Bryan and Barrett tagged in next, and although the brawling Englishman softened the “No!” man up nicely, Otunga proved unable to capitalize. He was promptly wrenched into the “No!” Lock, submitting to Bryan’s patented hold and bringing the score to 2-1 in favor of Team Foley. Alberto Del Rio attempted to pick up the pieces, but was quickly tossed over the ropes by Bryan. The submission expert tagged in Kofi, but “The Wildcat” was sent to the showers when Del Rio called up Barrett. The Englishman made quick work of the Intercontinental Champion, felling Kofi with the 1-2 combo of the Winds of Change and the thunderous Bull Hammer elbow.

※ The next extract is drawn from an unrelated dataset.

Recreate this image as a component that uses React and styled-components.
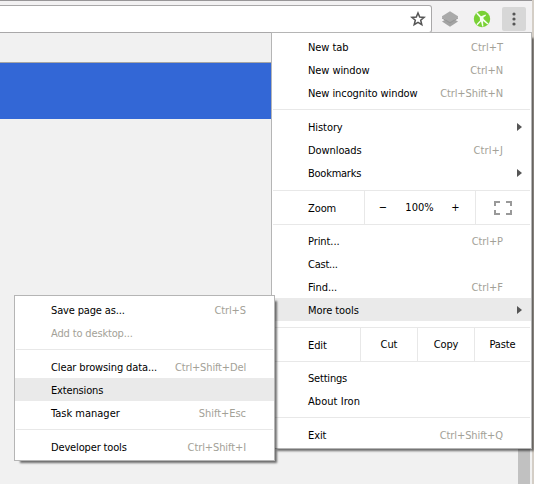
import React from "react";
import styled, { createGlobalStyle } from "styled-components";

const GlobalStyle = createGlobalStyle`
  * { box-sizing: border-box; }
  html, body { margin: 0; padding: 0; overflow: hidden; }
  body { background: #f1f1f1; }
`;

const Window = styled.div`
  position: relative;
  display: flex;
  width: 534px;
  height: 484px;
  overflow: hidden;
  background: #f1f1f1;
  font-family: "DejaVu Sans Condensed", "DejaVu Sans", sans-serif;
  font-stretch: condensed;
  font-size: 11px;
  color: #000;
`;

const Browser = styled.div`
  display: flex;
  flex-direction: column;
  width: 532px;
`;

const WindowEdge = styled.div`
  width: 2px;
  background: #d4cec6;
`;

const Toolbar = styled.div`
  display: flex;
  align-items: flex-start;
  height: 33px;
  border-top: 1px solid #979597;
  background: #f2f1f2;
`;

const AddressBar = styled.div`
  display: flex;
  align-items: center;
  justify-content: flex-end;
  width: 432px;
  height: 28px;
  margin-top: 4px;
  padding-right: 5px;
  border: 1px solid #a9a8a9;
  border-left: 0;
  border-radius: 0 3px 3px 0;
  background: #fff;
`;

const Actions = styled.div`
  display: flex;
  align-items: center;
  height: 24px;
  margin: 6px 0 0 9px;
`;

const ExtensionIcon = styled.svg`
  display: block;
  width: 18px;
  height: 18px;
  margin-right: 14px;
`;

const StarIcon = styled.svg`
  display: block;
  width: 16px;
  height: 16px;
`;

const MenuButton = styled.div`
  display: flex;
  align-items: center;
  justify-content: center;
  width: 24px;
  height: 24px;
  margin-left: -3px;
  border-radius: 2px;
  background: #d7d7d7;
`;

const Page = styled.div`
  display: flex;
  flex: 1;
  flex-direction: column;
  background: #f1f1f1;
`;

const Banner = styled.div`
  height: 57px;
  margin-top: 29px;
  border-top: 1px solid #a5a5a5;
  background: #3367d6;
`;

const Scrollbar = styled.div`
  flex: 1;
  align-self: flex-end;
  width: 12px;
  margin-right: 2px;
  background: #c1c1c1;
`;

const Menu = styled.div`
  position: absolute;
  left: ${(p) => p.$left}px;
  top: ${(p) => p.$top}px;
  width: 261px;
  padding: 2px 0;
  border: 1px solid #b5b5b5;
  background: #fff;
  box-shadow: 4px 4px 2px -2px rgba(0, 0, 0, 0.55);
`;

const Item = styled.div`
  display: flex;
  align-items: center;
  height: 23px;
  padding: 0 28px 0 36px;
  line-height: 23px;
  white-space: pre;
  color: ${(p) => (p.$disabled ? "#a3a197" : "#000")};
  background: ${(p) => (p.$active ? "#eaeaea" : "transparent")};
`;

const Label = styled.span`
  flex: 1;
  padding-top: 2px;
  line-height: 21px;
  letter-spacing: ${(p) => p.$spacing}px;
`;

const Shortcut = styled.span`
  padding-top: 2px;
  line-height: 21px;
  color: #a3a197;
  letter-spacing: ${(p) => p.$spacing}px;
`;

const Arrow = styled.svg`
  display: block;
  width: 5px;
  height: 8px;
  margin-right: -19px;
`;

const Separator = styled.div`
  height: 1px;
  margin: 5px 1px;
  background: #e8e8e8;
`;

const ButtonRow = styled.div`
  display: flex;
  height: 35px;
  margin: 6px 1px 4px;
  border: solid #e8e8e8;
  border-width: 1px 0;
  line-height: 33px;
`;

const RowTitle = styled.div`
  flex: 1;
  padding-left: 35px;
  padding-top: 1px;
  letter-spacing: -0.1px;
`;

const Cell = styled.div`
  display: flex;
  align-items: center;
  justify-content: center;
  width: ${(p) => p.$width}px;
  border-left: 1px solid #e8e8e8;
  letter-spacing: -0.1px;
`;

const ZoomControls = styled.div`
  display: grid;
  grid-template-columns: 36px 37px 35px;
  width: 111px;
  border-left: 1px solid #e8e8e8;
  text-align: center;
`;

function Entry({ text, keys, arrow, active, disabled, spacing = -0.08, keySpacing = -0.1 }) {
  return (
    <Item $active={active} $disabled={disabled}>
      <Label $spacing={spacing}>{text}</Label>
      {keys && <Shortcut $spacing={keySpacing}>{keys}</Shortcut>}
      {arrow && (
        <Arrow viewBox="0 0 5 8">
          <path d="M0 0L5 4L0 8Z" fill="#555" />
        </Arrow>
      )}
    </Item>
  );
}

export default function App() {
  return (
    <>
      <GlobalStyle />
      <Window>
        <Browser>
          <Toolbar>
            <AddressBar>
              <StarIcon viewBox="0 0 16 16">
                <path
                  d="M8 2L9.7 6.1L14.1 6.4L10.7 9.3L11.8 13.7L8 11.3L4.2 13.7L5.3 9.3L1.9 6.4L6.3 6.1Z"
                  fill="none"
                  stroke="#555"
                  strokeWidth="1.5"
                />
              </StarIcon>
            </AddressBar>
            <Actions>
              <ExtensionIcon viewBox="0 0 18 18">
                <path d="M1 11.5L9 7L17 11.5L9 16.7Z" fill="#a3a3a3" />
                <path d="M1 6.2L9 1.2L17 6.2V7.2L9 12.5L1 7.2Z" fill="#a9a9a9" />
                <path d="M1 7.2L9 12.2L17 7.2V8.6L9 13.4L1 8.6Z" fill="#969696" />
              </ExtensionIcon>
              <ExtensionIcon viewBox="0 0 18 18">
                <circle cx="9" cy="9" r="8.2" fill="#79d135" />
                <path
                  d="M3.2 3.4L4.4 2.6L8 6.2L12.6 4.6L13 5.6L10.4 7.6L10.6 9L15.4 13.4L14.6 14.4L10 11L10.4 16.4L9.2 16.6L8 11.6L4.4 15.2L3.4 14.2L7 10.4L6.8 7.4Z"
                  fill="#f5fff0"
                />
              </ExtensionIcon>
              <MenuButton>
                <svg width="4" height="14" viewBox="0 0 4 14">
                  <circle cx="2" cy="2" r="1.6" fill="#555" />
                  <circle cx="2" cy="7" r="1.6" fill="#555" />
                  <circle cx="2" cy="12" r="1.6" fill="#555" />
                </svg>
              </MenuButton>
            </Actions>
          </Toolbar>
          <Page>
            <Banner />
            <Scrollbar />
          </Page>
        </Browser>
        <WindowEdge />

        <Menu $left={271} $top={32}>
          <Entry text="New tab" keys="Ctrl+T" keySpacing={0} />
          <Entry text="New window" keys="Ctrl+N" />
          <Entry text="New incognito window" keys="Ctrl+Shift+N" />
          <Separator />
          <Entry text="History" arrow />
          <Entry text="Downloads" keys="Ctrl+J" keySpacing={0.1} />
          <Entry text="Bookmarks" arrow spacing={-0.25} />
          <ButtonRow>
            <RowTitle>Zoom</RowTitle>
            <ZoomControls>
              <span>−</span>
              <span>100%</span>
              <span>+</span>
            </ZoomControls>
            <Cell $width={55}>
              <svg width="18" height="14" viewBox="0 0 18 14">
                <path
                  d="M1 5V1H6M12 1H17V5M17 9V13H12M6 13H1V9"
                  fill="none"
                  stroke="#999"
                  strokeWidth="2"
                />
              </svg>
            </Cell>
          </ButtonRow>
          <Entry text="Print..." keys="Ctrl+P" />
          <Entry text="Cast..." spacing={-0.25} />
          <Entry text="Find..." keys="Ctrl+F" keySpacing={0} />
          <Entry text="More tools" arrow active />
          <ButtonRow>
            <RowTitle>Edit</RowTitle>
            <Cell $width={57}>Cut</Cell>
            <Cell $width={57}>Copy</Cell>
            <Cell $width={56}>Paste</Cell>
          </ButtonRow>
          <Entry text="Settings" spacing={-0.2} />
          <Entry text="About Iron" spacing={0.05} />
          <Separator />
          <Entry text="Exit" keys="Ctrl+Shift+Q" />
        </Menu>

        <Menu $left={14} $top={295}>
          <Entry text="Save page as..." keys="Ctrl+S" spacing={-0.15} />
          <Entry text="Add to desktop..." disabled spacing={-0.15} />
          <Separator />
          <Entry text="Clear browsing data..." keys="Ctrl+Shift+Del" keySpacing={-0.15} spacing={-0.12} />
          <Entry text="Extensions" active spacing={-0.15} />
          <Entry text="Task manager" keys="Shift+Esc" keySpacing={-0.05} spacing={0} />
          <Separator />
          <Entry text="Developer tools" keys="Ctrl+Shift+I" spacing={-0.15} />
        </Menu>
      </Window>
    </>
  );
}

Next up was Randy Orton, who went toe-to-toe with his former Survivor Series counterpart (the two were team captains at last year’s fall classic). When Orton’s attempt to tag in The Miz was unceremoniously rebuked by The Awesome One, Bryan stepped in to resume the attack. A flurry of offense by the WWE Tag Team Champion was cut short when Barrett booted Bryan from the ring and tagged in Del Rio. Amazingly, The Mexican Aristocrat would escape the “No!” Lock and force Bryan to submit to the Cross Armbreaker, giving Team Ziggler the advantage for the first time in the contest. Orton gave Del Rio a taste of his own medicine, stomping on The Mexican Aristocrat’s arm with great prejudice in an imitation of Del Rio’s own time-honored strategy. The master soon showed the crowd how it was done, going to town on Orton’s arm and summoning Ziggler to finish The Viper off. The Showoff proved unsuccessful, though, and was forced to call Barrett to finish what he started.

If only Orton hadn’t reached Miz first.

The Awesome One stormed into the contest and would not be denied, giving Team Foley some breathing room when he eliminated Barrett with the Skull-Crushing Finale, thereby evening the playing field once more. Miz’s heroics were short-lived, though, after Del Rio tipped the scales back in The Showoff’s favor by stunning Miz with an enzuigiri and planting The Awesome One on the mat for the three-count.

The Viper stood alone. And this, of course, is how Orton operates best.

Free of the teammates he never wanted much to do with, Orton laid waste to both Ziggler and Del Rio. Ricardo Rodriguez saved his boss’s skin, though, when he distracted The Viper on the apron (He later paid dearly when Foley applied Mr. Socko to the beleaguered announcer at ringside). The Showoff’s attempt at teamwork fell short as well when a dropkick he meant for Orton instead struck Del Rio. Orton sealed the deal by reversing the Cross Armbreaker into the RKO, sending Del Rio back to his (no doubt lavish) shower.

And then, there were two.

Orton was merciless in his unmanning of The Showoff, eluding the Zig Zag and felling Mr. Money in the Bank with a hanging DDT. Victory was an RKO away, but Orton had something more sinister on his mind: With Ziggler scrambling for his bearings, Orton retreated to the corner and set up for his patented punt to the head.

Ziggler, as it turned out, had a kick ready as well.

The Showoff sprang up and decked Orton with a bone-jarring superkick, putting Orton on his back and swarming the prone Viper to put the long, brutal contest to an end. Consider the series survived, and the show stolen.